Like his genius daughter, Aaron himself became famous and was likely the inspiration for the Rick Moranis character in the movie “Parenthood,” a dad who obsessively forces his toddler daughter to do math flashcards and read classic Greek novels.
It was a massive experiment with his daughter as the subject, and to his dying day, Aaron never felt an ounce of regret. To the contrary, he was doing it to glorify himself more than anything. He later wrote several books about it, including one called “The Making of a Genius.”
In it, he wrote, “I did not plan that Edith should be a normal child. Rather, I publicly stated that I shall make her a superior human being.”

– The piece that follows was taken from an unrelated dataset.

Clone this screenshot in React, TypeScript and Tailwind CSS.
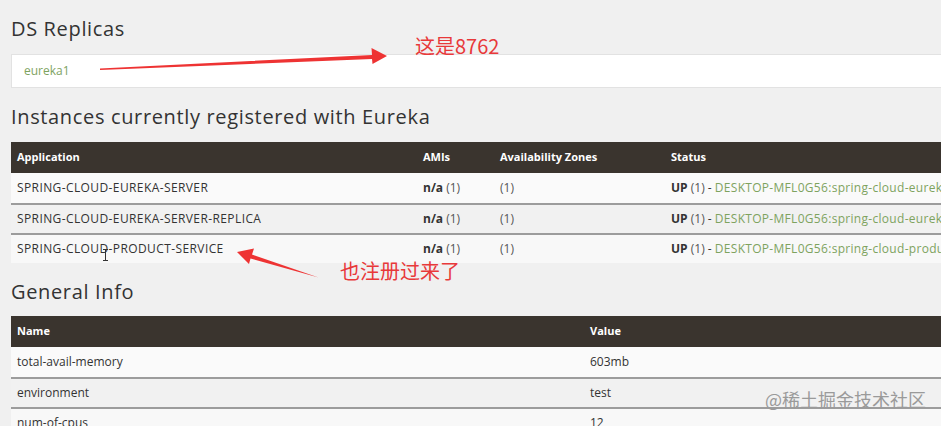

And, well, it worked. Whether Edith Stern was born a genius or whether Aaron made her a genius, she was most certainly a genius. Her IQ was tested and she scored a 205, and then she graduated from Florida Atlantic University when she was 15. That’s when she came to Michigan State.
“Edith decided to come to MSU after graduation from Florida Atlantic University because she learned the school had an excellent reputation in mathematics and because the school offered her a graduate assistantship to help pay costs,” the Associated Press reported in 1968.

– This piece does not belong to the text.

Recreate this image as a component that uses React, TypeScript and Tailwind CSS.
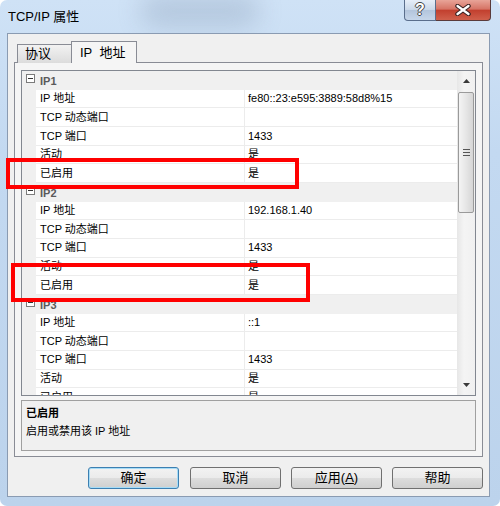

She signed the contract with MSU when she was 15 and started teaching undergrads that fall right after she turned 16.
Edith spent four years at Michigan State, earning her master’s degree in just over a year and then working on her doctorate. In 1972, though, IBM came calling and offered her a job as a systems analyst back in Florida. She was only a doctoral thesis shy of her PhD but left school anyway.

For those who might assume that Edith Stern turned out to be an odd duck at MSU—given her upbringing and status as a 16-year-old professor—that doesn’t seem to be the case. All the newspaper articles from her MSU days paint her as a pretty typical teenager in every other respect. She listened to rock music, dated boys, and wore mod clothing. She loved watching “Star Trek” and reading Spiderman comic books. Probably went to a few football games at Spartan Stadium, too.

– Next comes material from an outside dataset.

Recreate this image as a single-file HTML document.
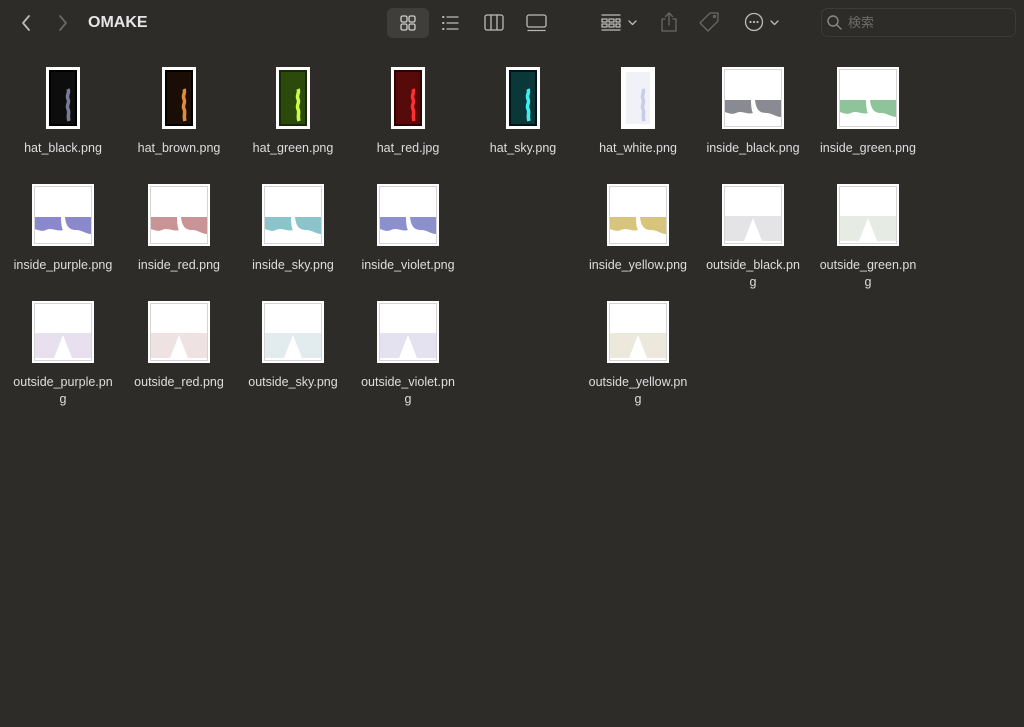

After leaving Michigan State in 1972, Edith mostly slipped out of the public eye, although a newspaper would track her down from time to time for one of those “Whatever happened to …” articles.
She got married to a man named Joe Siclari, and they had a little boy named Danny in 1979. He had a normal upbringing, in case you’re wondering. “I cannot raise my son exactly as I was raised because I am not at home,” she said when he was 3. “When we are together, I try to keep a running monolog and answer all his questions.”
Edith Stern started calling herself Edie Stern and enjoyed a 42-year career at IBM, inventing dozens of things, mostly in telecommunications, and earning more than 100 patents. Her LinkedIn page shows she was honored in 2013 by Florida Atlantic University as a distinguished alum, but again, nothing from Michigan State.

In 2012, she was given the prestigious Kate Gleason Award by the American Society of Mechanical Engineers, given for lifetime achievement.
She’s working now as the Vice President of Offerings and Intellectual Property for Amicus Brain, a company that seeks solutions in dementia care.
Edie and her husband Joe are also big in the world of science fiction fandom, and they frequently pop up at conventions across the country. In every way, she seems like she’s living a happy, well-adjusted, productive life.
She rarely pops up in the public eye the way she once did, but every online biography, LinkedIn profile and everything else has Edie noting that she’s a graduate of Michigan State University. She seems quite proud of her green and white diploma.
It’s time for Michigan State University to return the love. The Smartest Woman Who Ever Lived is one of yours, MSU. It’s time to start promoting that fact.
This year’s Mathematics Department commencement takes place on May 1 at the Breslin Center. If they don’t have a graduation speaker lined up yet, maybe this would be a good place to start.
We’d love to see you back on the banks of the Red Cedar, Edie. The place hasn’t changed a bit.